世界では侵略戦争に慣れているので、取ったり取られたりしているうちに、
軍事境界線ができて、自然に国境が落ち着くのが、戦前では当たり前でした。
国際的に決まった国境線を厳密に守り、その範囲内で国家の生業を立てていたのは、当時の世界では日本だけだったのです。
それが、決まってしまったものは守るという民族性なのか、海に囲まれた歴史で、国境線に慣れていなかったからなのかは、
私にはわかりかねるところでございます。
つまり、皆さんが描いてきた、中国という国境線に囲まれた国が、当時に存在したのではないのです。
当時の中国大陸では、国際的には中華民国と言われている国家があって、それと日本が戦ったというイメージがありますけど、
実際の中華民国政府というのは、中国南部の首都南京を中心とした、狭い範囲しか実効支配しておらず、
その他の地域は、各地域の軍閥が支配していました。
軍閥とは、日本の戦国時代の地侍集団、野武士集団、山賊みたいな軍事集団です。
ですから軍閥は、侵略行為も朝飯前で、戦闘は日常茶飯事でした。
中国北部では、厳密に故郷線を遵守する関東軍と、国境の概念の全くない軍閥との小競り合いが、頻繁に起こったはずです。
そしてこの中国北部地域には、地理的にとても重要なことがあります。
今の北京は、清王朝の首都でもあるのですね。
その時には軍事境界線の関係や、国際的な約束事で決めた国境線があり、北京は満州ではありませんが、
北京は本来、清(満州民族)ゆかりの地なのです。
漢民族は寒いのが苦手なのか、本来の居住地は、黄河以南なのですね。
今の中華人民共和国の首都は北京ですけど、漢民族の首都としては最北の地です。
ちなみに中華民国の首都は南京で、随分と南部ですよね。
ですから日本が実効支配して以来、インフラも整い、急に豊かに近代化した満州の富を、
この地を軍事的に支配していた軍閥が狙い、いざこざが耐えなかったことから端を発した戦闘が、
ついには満州民族の失地回復に至ったのが、中国北部戦線の真相の一つではないかと、私は推測いたします。
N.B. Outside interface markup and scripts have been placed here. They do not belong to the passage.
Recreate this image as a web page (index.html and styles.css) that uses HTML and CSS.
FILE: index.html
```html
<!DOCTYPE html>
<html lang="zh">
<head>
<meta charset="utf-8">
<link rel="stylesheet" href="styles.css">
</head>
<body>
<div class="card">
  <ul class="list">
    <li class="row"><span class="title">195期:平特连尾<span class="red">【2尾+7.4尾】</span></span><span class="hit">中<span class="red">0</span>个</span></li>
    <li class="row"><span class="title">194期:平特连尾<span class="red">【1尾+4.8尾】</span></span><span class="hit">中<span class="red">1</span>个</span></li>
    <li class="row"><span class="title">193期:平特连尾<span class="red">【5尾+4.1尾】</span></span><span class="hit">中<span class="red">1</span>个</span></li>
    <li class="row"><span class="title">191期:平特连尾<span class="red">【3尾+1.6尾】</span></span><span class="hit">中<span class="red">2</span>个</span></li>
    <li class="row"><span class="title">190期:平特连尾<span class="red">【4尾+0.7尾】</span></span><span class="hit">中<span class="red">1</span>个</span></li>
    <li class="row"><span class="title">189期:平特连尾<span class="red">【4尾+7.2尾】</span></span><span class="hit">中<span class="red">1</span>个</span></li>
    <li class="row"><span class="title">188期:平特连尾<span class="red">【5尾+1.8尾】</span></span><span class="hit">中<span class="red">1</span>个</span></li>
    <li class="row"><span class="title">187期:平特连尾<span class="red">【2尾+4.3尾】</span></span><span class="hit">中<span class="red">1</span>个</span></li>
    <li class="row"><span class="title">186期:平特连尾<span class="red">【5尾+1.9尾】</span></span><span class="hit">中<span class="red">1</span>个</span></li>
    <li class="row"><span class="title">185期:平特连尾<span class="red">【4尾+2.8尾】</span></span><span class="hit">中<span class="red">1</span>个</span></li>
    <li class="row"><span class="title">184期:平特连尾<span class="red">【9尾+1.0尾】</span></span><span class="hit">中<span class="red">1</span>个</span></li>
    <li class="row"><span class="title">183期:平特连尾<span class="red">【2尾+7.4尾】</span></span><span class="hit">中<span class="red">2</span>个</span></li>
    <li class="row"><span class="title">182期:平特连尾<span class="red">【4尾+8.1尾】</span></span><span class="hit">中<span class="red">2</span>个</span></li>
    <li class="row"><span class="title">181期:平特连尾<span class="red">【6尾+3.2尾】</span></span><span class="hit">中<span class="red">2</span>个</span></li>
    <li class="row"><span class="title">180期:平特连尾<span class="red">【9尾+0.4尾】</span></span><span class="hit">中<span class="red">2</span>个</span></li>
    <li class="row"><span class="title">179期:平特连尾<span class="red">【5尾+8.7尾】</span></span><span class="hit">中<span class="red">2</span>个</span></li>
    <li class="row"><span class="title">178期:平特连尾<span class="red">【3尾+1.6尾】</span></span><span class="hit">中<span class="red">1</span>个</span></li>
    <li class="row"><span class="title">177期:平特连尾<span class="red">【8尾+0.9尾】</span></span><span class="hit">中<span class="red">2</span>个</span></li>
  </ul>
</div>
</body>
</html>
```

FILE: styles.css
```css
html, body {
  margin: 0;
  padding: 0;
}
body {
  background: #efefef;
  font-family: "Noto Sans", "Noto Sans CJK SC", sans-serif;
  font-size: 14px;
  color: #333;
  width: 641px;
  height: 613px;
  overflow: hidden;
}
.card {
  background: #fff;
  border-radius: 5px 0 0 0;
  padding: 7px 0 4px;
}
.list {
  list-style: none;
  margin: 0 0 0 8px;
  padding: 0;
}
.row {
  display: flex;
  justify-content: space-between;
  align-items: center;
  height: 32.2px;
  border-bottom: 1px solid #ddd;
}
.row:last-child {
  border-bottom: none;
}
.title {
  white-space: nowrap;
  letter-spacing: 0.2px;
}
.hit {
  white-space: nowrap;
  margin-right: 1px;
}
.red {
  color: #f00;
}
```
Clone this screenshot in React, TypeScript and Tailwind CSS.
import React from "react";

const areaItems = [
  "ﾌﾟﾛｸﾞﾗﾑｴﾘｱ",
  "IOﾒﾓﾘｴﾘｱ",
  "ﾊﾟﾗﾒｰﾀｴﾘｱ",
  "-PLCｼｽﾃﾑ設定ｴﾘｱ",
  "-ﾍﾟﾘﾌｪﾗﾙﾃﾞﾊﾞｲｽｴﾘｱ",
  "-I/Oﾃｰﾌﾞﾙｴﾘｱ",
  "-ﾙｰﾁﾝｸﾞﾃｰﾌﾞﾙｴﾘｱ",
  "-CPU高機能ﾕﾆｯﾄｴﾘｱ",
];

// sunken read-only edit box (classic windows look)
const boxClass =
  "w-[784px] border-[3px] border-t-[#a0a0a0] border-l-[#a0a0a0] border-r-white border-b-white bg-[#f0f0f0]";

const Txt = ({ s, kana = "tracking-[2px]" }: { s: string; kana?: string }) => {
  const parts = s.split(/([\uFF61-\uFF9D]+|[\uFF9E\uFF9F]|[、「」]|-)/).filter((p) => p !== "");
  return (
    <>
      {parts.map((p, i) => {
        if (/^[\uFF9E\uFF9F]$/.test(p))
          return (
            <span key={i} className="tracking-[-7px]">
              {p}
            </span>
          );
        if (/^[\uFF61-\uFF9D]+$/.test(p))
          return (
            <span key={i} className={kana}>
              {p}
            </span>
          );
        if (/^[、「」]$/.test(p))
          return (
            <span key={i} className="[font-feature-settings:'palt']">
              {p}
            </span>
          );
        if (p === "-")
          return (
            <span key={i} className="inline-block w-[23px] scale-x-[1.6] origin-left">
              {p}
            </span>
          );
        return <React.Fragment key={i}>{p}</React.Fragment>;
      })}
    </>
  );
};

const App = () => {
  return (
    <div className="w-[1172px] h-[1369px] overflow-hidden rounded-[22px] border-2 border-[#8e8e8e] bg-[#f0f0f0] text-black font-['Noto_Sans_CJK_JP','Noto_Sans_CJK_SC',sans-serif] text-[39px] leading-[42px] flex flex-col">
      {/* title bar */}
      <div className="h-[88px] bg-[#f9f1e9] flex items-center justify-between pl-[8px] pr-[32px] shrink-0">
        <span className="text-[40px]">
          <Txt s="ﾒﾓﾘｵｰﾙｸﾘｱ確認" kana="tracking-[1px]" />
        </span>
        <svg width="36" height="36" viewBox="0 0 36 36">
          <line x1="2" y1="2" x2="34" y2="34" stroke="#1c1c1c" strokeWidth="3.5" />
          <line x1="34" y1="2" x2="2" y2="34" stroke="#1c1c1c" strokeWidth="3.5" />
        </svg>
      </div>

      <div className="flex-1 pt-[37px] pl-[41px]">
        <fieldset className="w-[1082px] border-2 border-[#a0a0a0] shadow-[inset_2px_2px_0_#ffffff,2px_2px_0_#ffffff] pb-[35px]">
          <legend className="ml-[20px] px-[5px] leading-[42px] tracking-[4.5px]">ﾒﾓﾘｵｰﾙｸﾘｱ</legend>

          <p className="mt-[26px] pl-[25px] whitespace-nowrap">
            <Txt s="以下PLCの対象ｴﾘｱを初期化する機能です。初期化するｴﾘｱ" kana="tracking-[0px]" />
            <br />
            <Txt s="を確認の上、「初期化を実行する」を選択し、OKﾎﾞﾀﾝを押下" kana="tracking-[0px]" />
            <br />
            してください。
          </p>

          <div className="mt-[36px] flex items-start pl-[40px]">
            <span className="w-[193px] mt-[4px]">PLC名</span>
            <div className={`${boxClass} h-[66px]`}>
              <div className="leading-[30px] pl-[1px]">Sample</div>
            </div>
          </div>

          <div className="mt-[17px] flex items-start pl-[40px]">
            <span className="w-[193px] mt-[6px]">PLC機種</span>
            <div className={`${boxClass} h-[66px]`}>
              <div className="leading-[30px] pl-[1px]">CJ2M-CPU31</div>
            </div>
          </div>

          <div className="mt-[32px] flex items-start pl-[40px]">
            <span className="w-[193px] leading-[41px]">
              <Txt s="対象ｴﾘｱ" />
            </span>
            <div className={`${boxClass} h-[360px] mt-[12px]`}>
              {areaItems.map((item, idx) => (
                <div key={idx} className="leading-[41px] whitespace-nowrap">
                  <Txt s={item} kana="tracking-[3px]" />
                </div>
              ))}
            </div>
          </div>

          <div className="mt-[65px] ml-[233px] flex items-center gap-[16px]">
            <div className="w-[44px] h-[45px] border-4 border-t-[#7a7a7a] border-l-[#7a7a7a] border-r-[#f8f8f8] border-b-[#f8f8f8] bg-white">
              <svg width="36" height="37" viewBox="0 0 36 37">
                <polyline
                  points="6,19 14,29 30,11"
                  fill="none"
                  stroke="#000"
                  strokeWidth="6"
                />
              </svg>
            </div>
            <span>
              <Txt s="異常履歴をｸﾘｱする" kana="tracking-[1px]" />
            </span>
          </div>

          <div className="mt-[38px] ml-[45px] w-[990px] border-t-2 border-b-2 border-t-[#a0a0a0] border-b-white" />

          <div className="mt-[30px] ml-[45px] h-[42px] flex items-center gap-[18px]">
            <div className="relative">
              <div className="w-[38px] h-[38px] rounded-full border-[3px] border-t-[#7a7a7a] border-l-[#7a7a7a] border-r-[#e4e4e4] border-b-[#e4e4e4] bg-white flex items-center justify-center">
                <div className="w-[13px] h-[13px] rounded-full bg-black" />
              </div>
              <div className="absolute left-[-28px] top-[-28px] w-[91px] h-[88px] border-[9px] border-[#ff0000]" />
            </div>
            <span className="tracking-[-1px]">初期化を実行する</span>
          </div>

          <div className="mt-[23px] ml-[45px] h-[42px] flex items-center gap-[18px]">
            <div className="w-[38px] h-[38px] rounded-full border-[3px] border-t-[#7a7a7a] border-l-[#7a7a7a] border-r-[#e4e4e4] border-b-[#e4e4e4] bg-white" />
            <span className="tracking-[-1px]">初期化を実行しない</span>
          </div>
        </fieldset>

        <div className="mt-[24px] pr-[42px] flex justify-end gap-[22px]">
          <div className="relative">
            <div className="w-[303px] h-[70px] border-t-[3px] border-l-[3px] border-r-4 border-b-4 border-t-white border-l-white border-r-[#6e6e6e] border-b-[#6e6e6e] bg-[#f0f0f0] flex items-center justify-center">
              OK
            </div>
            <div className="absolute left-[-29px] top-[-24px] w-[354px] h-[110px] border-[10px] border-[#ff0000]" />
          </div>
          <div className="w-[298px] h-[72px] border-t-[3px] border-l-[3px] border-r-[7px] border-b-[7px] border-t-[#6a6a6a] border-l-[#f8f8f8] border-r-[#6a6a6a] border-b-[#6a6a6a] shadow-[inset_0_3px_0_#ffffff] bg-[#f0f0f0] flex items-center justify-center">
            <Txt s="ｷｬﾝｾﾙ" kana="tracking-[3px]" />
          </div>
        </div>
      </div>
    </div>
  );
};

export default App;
要するに、関東軍が国境線を遵守している限り、軍閥はやばくなったら、満中国境から逃げれば良いのですから、
満州の関東軍側からすれば、いつまで経ってもラチがあかないわけですね。
一気にこの地の軍閥を追い払い、大幅に軍事境界線を拡大すれば、日本本土の国防上極めて重要な満州を守れるのです。
やはり日本の戦争観=国防からの戦闘だと思います。
当時の中国北部より、満州国の方がはるかに豊かなので、単純な侵略をする意味がないからです。
今尖閣諸島あたりで、中国の船や飛行機がウロウロしておりますが、当時も今と同じような状況下にあったと思われます。
侵略的発想をする者に対しては、その気をなくさせることが重要です。
現時点では、沖縄から米軍基地を移転することは危険です。
これが歴史から学ぶ、正しい選択です。